● GIVEN TASK:
Write the data out again, character for character, with no images.

───── INFORMATION PROVIDED ─────

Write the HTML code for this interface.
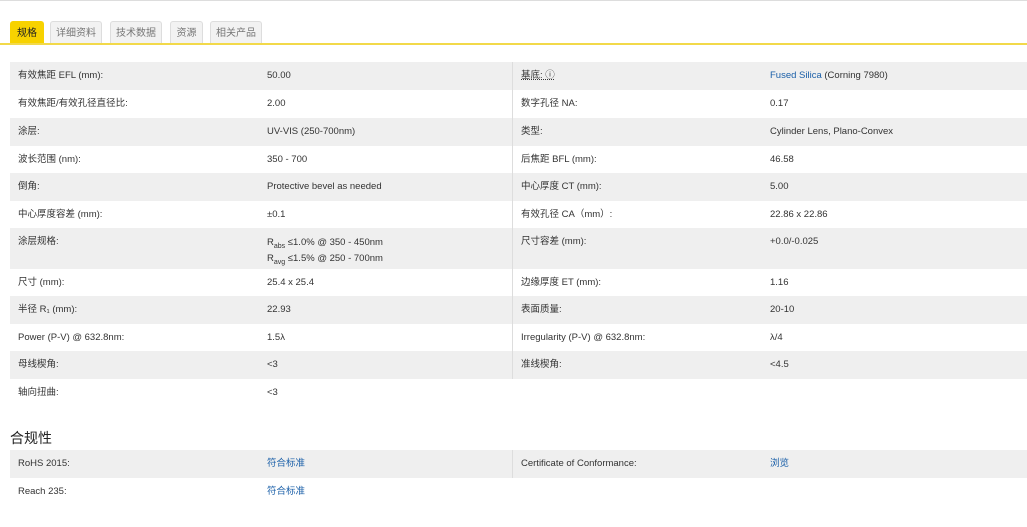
<!DOCTYPE html><html><head><meta charset="utf-8"><style>
*{margin:0;padding:0;box-sizing:border-box}
body{width:1027px;height:527px;background:#fff;font-family:"Liberation Sans","Noto Sans CJK SC",sans-serif;font-size:9.5px;color:#333;position:relative;overflow:hidden;border-top:1px solid #ddd}
.tabs{position:absolute;left:10px;top:20px;height:23px}
.tab{position:absolute;top:0;height:23px;line-height:23px;font-size:10px;text-align:center;color:#777;background:#f2f2f2;border:1px solid #ddd;border-bottom:none;border-radius:3px 3px 0 0}
.tab.a{background:#f7d200;border-color:#f7d200;color:#222}
.line{position:absolute;left:0;top:42px;width:1027px;height:2px;background:#f2d94a}
.row{position:absolute;left:10px;width:1017px;height:28px}
.g{background:#efefef}
.c{position:absolute;top:0;line-height:28px;white-space:nowrap}
.l1{left:8px}.v1{left:257px}.l2{left:511px}.v2{left:760px}
.div{position:absolute;left:512px;width:1px;background:#ddd}
a{color:#1a5fa8;text-decoration:none}
h3{position:absolute;left:10px;top:427px;font-size:14px;font-weight:normal;color:#222}
sub{font-size:7px}
</style></head><body>
<div class="tabs">
<div class="tab a" style="left:0;width:34px">规格</div>
<div class="tab" style="left:40px;width:52px">详细资料</div>
<div class="tab" style="left:100px;width:52px">技术数据</div>
<div class="tab" style="left:160px;width:33px">资源</div>
<div class="tab" style="left:200px;width:52px">相关产品</div>
</div>
<div class="line"></div>
<div class="row g" style="top:61px"><span class="c l1">有效焦距 EFL (mm):</span><span class="c v1">50.00</span><span class="c l2" style="text-decoration:underline dotted">基底: ⓘ</span><span class="c v2"><a>Fused Silica</a> (Corning 7980)</span></div>
<div class="row" style="top:89px"><span class="c l1">有效焦距/有效孔径直径比:</span><span class="c v1">2.00</span><span class="c l2">数字孔径 NA:</span><span class="c v2">0.17</span></div>
<div class="row g" style="top:117px"><span class="c l1">涂层:</span><span class="c v1">UV-VIS (250-700nm)</span><span class="c l2">类型:</span><span class="c v2">Cylinder Lens, Plano-Convex</span></div>
<div class="row" style="top:145px"><span class="c l1">波长范围 (nm):</span><span class="c v1">350 - 700</span><span class="c l2">后焦距 BFL (mm):</span><span class="c v2">46.58</span></div>
<div class="row g" style="top:172px"><span class="c l1">倒角:</span><span class="c v1">Protective bevel as needed</span><span class="c l2">中心厚度 CT (mm):</span><span class="c v2">5.00</span></div>
<div class="row" style="top:200px"><span class="c l1">中心厚度容差 (mm):</span><span class="c v1">±0.1</span><span class="c l2">有效孔径 CA（mm）:</span><span class="c v2">22.86 x 22.86</span></div>
<div class="row g" style="top:227px;height:41px"><span class="c l1">涂层规格:</span><span class="c v1" style="line-height:12px;top:9px">R<sub>abs</sub> ≤1.0% @ 350 - 450nm<br>R<sub>avg</sub> ≤1.5% @ 250 - 700nm</span><span class="c l2">尺寸容差 (mm):</span><span class="c v2">+0.0/-0.025</span></div>
<div class="row" style="top:268px"><span class="c l1">尺寸 (mm):</span><span class="c v1">25.4 x 25.4</span><span class="c l2">边缘厚度 ET (mm):</span><span class="c v2">1.16</span></div>
<div class="row g" style="top:295px"><span class="c l1">半径 R₁ (mm):</span><span class="c v1">22.93</span><span class="c l2">表面质量:</span><span class="c v2">20-10</span></div>
<div class="row" style="top:323px"><span class="c l1">Power (P-V) @ 632.8nm:</span><span class="c v1">1.5λ</span><span class="c l2">Irregularity (P-V) @ 632.8nm:</span><span class="c v2">λ/4</span></div>
<div class="row g" style="top:350px"><span class="c l1">母线楔角:</span><span class="c v1">&lt;3</span><span class="c l2">准线楔角:</span><span class="c v2">&lt;4.5</span></div>
<div class="row" style="top:378px"><span class="c l1">轴向扭曲:</span><span class="c v1">&lt;3</span></div>
<div class="div" style="top:61px;height:317px"></div>
<h3>合规性</h3>
<div class="row g" style="top:449px"><span class="c l1">RoHS 2015:</span><span class="c v1"><a>符合标准</a></span><span class="c l2">Certificate of Conformance:</span><span class="c v2"><a>浏览</a></span></div>
<div class="row" style="top:477px"><span class="c l1">Reach 235:</span><span class="c v1"><a>符合标准</a></span></div>
<div class="div" style="top:449px;height:28px"></div>
</body></html>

─────

● WRITTEN RESPONSE:
Write the HTML code for this interface.
<!DOCTYPE html><html><head><meta charset="utf-8"><style>
*{margin:0;padding:0;box-sizing:border-box}
body{width:1027px;height:527px;background:#fff;font-family:"Liberation Sans","Noto Sans CJK SC",sans-serif;font-size:9.5px;color:#333;position:relative;overflow:hidden;border-top:1px solid #ddd}
.tabs{position:absolute;left:10px;top:20px;height:23px}
.tab{position:absolute;top:0;height:23px;line-height:23px;font-size:10px;text-align:center;color:#777;background:#f2f2f2;border:1px solid #ddd;border-bottom:none;border-radius:3px 3px 0 0}
.tab.a{background:#f7d200;border-color:#f7d200;color:#222}
.line{position:absolute;left:0;top:42px;width:1027px;height:2px;background:#f2d94a}
.row{position:absolute;left:10px;width:1017px;height:28px}
.g{background:#efefef}
.c{position:absolute;top:0;line-height:28px;white-space:nowrap}
.l1{left:8px}.v1{left:257px}.l2{left:511px}.v2{left:760px}
.div{position:absolute;left:512px;width:1px;background:#ddd}
a{color:#1a5fa8;text-decoration:none}
h3{position:absolute;left:10px;top:427px;font-size:14px;font-weight:normal;color:#222}
sub{font-size:7px}
</style></head><body>
<div class="tabs">
<div class="tab a" style="left:0;width:34px">规格</div>
<div class="tab" style="left:40px;width:52px">详细资料</div>
<div class="tab" style="left:100px;width:52px">技术数据</div>
<div class="tab" style="left:160px;width:33px">资源</div>
<div class="tab" style="left:200px;width:52px">相关产品</div>
</div>
<div class="line"></div>
<div class="row g" style="top:61px"><span class="c l1">有效焦距 EFL (mm):</span><span class="c v1">50.00</span><span class="c l2" style="text-decoration:underline dotted">基底: ⓘ</span><span class="c v2"><a>Fused Silica</a> (Corning 7980)</span></div>
<div class="row" style="top:89px"><span class="c l1">有效焦距/有效孔径直径比:</span><span class="c v1">2.00</span><span class="c l2">数字孔径 NA:</span><span class="c v2">0.17</span></div>
<div class="row g" style="top:117px"><span class="c l1">涂层:</span><span class="c v1">UV-VIS (250-700nm)</span><span class="c l2">类型:</span><span class="c v2">Cylinder Lens, Plano-Convex</span></div>
<div class="row" style="top:145px"><span class="c l1">波长范围 (nm):</span><span class="c v1">350 - 700</span><span class="c l2">后焦距 BFL (mm):</span><span class="c v2">46.58</span></div>
<div class="row g" style="top:172px"><span class="c l1">倒角:</span><span class="c v1">Protective bevel as needed</span><span class="c l2">中心厚度 CT (mm):</span><span class="c v2">5.00</span></div>
<div class="row" style="top:200px"><span class="c l1">中心厚度容差 (mm):</span><span class="c v1">±0.1</span><span class="c l2">有效孔径 CA（mm）:</span><span class="c v2">22.86 x 22.86</span></div>
<div class="row g" style="top:227px;height:41px"><span class="c l1">涂层规格:</span><span class="c v1" style="line-height:12px;top:9px">R<sub>abs</sub> ≤1.0% @ 350 - 450nm<br>R<sub>avg</sub> ≤1.5% @ 250 - 700nm</span><span class="c l2">尺寸容差 (mm):</span><span class="c v2">+0.0/-0.025</span></div>
<div class="row" style="top:268px"><span class="c l1">尺寸 (mm):</span><span class="c v1">25.4 x 25.4</span><span class="c l2">边缘厚度 ET (mm):</span><span class="c v2">1.16</span></div>
<div class="row g" style="top:295px"><span class="c l1">半径 R₁ (mm):</span><span class="c v1">22.93</span><span class="c l2">表面质量:</span><span class="c v2">20-10</span></div>
<div class="row" style="top:323px"><span class="c l1">Power (P-V) @ 632.8nm:</span><span class="c v1">1.5λ</span><span class="c l2">Irregularity (P-V) @ 632.8nm:</span><span class="c v2">λ/4</span></div>
<div class="row g" style="top:350px"><span class="c l1">母线楔角:</span><span class="c v1">&lt;3</span><span class="c l2">准线楔角:</span><span class="c v2">&lt;4.5</span></div>
<div class="row" style="top:378px"><span class="c l1">轴向扭曲:</span><span class="c v1">&lt;3</span></div>
<div class="div" style="top:61px;height:317px"></div>
<h3>合规性</h3>
<div class="row g" style="top:449px"><span class="c l1">RoHS 2015:</span><span class="c v1"><a>符合标准</a></span><span class="c l2">Certificate of Conformance:</span><span class="c v2"><a>浏览</a></span></div>
<div class="row" style="top:477px"><span class="c l1">Reach 235:</span><span class="c v1"><a>符合标准</a></span></div>
<div class="div" style="top:449px;height:28px"></div>
</body></html>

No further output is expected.